In the records below, count every line containing "React". Reply with the number only.

[START OF Data to use]

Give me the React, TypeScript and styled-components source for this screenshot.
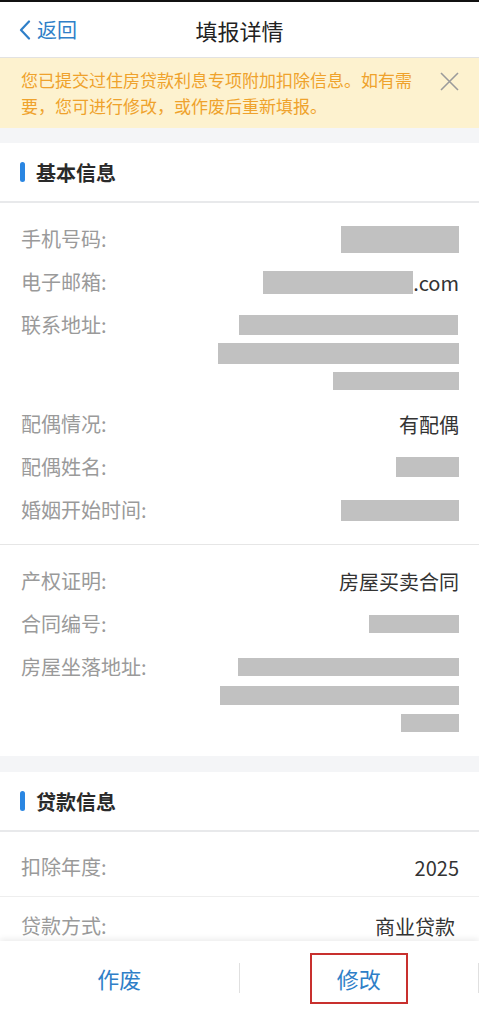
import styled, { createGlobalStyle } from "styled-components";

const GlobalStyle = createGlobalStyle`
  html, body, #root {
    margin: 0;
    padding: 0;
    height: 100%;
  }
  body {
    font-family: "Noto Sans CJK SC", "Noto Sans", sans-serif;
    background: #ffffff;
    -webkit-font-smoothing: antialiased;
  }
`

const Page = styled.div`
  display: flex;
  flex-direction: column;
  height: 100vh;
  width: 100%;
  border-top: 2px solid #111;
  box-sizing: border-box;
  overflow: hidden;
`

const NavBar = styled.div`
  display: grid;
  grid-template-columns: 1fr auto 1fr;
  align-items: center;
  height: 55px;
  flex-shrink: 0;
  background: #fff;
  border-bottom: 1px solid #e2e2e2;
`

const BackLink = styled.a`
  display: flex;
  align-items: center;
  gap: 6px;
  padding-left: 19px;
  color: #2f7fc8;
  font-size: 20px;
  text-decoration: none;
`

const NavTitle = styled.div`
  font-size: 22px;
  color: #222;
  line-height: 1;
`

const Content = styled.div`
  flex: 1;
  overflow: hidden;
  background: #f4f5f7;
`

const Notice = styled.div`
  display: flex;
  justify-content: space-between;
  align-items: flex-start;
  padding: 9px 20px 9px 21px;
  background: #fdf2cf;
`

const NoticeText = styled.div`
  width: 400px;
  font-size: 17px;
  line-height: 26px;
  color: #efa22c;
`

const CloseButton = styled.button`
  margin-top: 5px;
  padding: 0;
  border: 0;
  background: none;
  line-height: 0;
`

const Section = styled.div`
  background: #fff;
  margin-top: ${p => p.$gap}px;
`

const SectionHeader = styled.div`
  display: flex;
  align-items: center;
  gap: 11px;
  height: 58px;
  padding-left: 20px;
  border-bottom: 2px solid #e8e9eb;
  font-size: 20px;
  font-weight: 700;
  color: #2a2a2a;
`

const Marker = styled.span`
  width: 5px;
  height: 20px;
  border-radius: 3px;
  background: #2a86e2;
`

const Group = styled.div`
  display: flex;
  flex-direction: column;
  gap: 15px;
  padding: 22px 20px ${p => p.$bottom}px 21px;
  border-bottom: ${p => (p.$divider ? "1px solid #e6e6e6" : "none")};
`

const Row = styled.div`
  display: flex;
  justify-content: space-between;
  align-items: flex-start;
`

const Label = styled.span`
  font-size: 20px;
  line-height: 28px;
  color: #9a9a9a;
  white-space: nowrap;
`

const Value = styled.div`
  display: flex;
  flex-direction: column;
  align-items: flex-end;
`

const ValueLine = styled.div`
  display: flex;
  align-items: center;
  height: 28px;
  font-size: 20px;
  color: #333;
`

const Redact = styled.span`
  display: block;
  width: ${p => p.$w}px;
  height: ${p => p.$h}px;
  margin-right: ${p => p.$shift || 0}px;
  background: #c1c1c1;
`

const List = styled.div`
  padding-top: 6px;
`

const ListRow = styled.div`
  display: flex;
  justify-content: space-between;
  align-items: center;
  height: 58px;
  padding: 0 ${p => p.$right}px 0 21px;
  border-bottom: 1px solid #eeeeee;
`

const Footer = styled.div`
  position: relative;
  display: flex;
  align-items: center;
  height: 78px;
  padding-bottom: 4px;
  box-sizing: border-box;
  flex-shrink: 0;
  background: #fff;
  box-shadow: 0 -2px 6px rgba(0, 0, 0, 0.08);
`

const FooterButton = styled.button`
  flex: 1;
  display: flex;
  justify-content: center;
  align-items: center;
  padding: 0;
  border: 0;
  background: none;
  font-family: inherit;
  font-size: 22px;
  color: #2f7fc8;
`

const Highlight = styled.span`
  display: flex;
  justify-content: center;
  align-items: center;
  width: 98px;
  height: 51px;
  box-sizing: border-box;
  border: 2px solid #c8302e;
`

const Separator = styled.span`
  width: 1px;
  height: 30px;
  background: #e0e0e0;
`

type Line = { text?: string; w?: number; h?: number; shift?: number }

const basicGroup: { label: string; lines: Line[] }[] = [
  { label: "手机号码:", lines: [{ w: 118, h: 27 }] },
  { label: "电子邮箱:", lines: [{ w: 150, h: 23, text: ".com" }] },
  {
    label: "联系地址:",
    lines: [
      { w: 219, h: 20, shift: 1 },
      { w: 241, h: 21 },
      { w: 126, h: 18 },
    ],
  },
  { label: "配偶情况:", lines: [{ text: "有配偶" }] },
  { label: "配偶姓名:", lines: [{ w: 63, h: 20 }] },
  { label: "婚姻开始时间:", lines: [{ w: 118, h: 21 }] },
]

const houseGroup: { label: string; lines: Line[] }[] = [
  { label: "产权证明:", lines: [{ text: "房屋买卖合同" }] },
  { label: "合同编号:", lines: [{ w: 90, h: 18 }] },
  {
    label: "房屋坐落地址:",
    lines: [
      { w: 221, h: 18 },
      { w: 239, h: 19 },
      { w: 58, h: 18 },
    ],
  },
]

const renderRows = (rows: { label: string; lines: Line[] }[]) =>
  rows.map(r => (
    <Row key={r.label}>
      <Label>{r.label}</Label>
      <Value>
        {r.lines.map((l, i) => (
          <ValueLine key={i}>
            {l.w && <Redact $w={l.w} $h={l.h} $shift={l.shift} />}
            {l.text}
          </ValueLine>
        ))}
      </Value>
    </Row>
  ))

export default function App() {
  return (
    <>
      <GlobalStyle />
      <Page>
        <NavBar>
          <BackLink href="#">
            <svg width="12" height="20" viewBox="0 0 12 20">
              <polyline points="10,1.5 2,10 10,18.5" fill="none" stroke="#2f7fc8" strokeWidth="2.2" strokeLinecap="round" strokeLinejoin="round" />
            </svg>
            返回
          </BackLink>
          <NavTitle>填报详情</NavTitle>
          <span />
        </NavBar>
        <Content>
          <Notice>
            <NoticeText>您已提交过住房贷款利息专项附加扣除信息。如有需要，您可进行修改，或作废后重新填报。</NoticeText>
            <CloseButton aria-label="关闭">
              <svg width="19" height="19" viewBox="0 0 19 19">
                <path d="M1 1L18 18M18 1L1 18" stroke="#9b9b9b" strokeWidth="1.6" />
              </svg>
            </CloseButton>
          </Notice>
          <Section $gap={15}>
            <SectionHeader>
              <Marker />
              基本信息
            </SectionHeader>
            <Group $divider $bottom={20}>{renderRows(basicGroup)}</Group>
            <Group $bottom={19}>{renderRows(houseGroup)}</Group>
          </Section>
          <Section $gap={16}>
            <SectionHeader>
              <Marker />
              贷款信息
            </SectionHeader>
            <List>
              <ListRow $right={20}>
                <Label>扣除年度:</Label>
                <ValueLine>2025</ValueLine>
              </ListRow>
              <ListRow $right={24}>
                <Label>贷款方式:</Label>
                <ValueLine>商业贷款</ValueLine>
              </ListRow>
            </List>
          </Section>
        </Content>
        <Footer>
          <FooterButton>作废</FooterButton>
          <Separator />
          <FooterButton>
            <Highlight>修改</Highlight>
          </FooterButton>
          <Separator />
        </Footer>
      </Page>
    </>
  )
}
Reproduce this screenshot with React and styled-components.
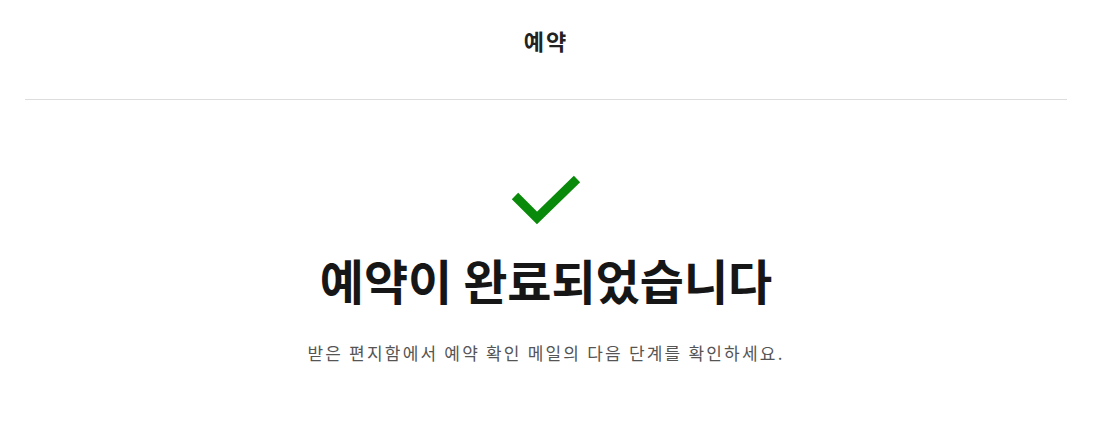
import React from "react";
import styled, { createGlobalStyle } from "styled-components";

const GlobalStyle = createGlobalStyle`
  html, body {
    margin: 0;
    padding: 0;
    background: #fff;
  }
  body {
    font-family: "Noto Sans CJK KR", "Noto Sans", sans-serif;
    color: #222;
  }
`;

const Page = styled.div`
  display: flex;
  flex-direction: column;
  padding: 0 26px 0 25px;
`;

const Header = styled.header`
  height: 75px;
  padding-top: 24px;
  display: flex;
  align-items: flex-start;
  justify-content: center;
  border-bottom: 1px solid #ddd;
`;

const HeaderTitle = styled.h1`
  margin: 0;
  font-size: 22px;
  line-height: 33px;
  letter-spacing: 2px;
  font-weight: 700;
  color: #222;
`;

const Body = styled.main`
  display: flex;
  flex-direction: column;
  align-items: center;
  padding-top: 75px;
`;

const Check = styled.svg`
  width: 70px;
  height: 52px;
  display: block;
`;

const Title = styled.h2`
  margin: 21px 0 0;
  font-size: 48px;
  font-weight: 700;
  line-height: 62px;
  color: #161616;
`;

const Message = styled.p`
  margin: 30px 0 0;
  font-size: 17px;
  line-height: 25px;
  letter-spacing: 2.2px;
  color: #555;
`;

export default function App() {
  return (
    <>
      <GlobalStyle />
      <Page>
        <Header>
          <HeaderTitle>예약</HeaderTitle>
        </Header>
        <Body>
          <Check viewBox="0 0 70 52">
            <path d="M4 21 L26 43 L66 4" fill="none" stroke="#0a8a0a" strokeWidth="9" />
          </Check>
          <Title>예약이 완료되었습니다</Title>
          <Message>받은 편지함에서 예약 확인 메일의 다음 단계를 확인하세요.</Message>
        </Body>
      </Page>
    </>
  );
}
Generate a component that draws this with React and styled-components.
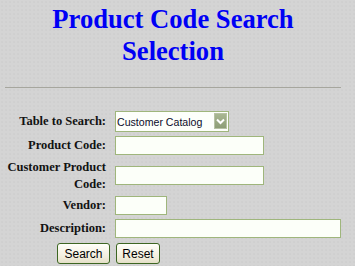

[END OF Data to use]

-- Right answer --
4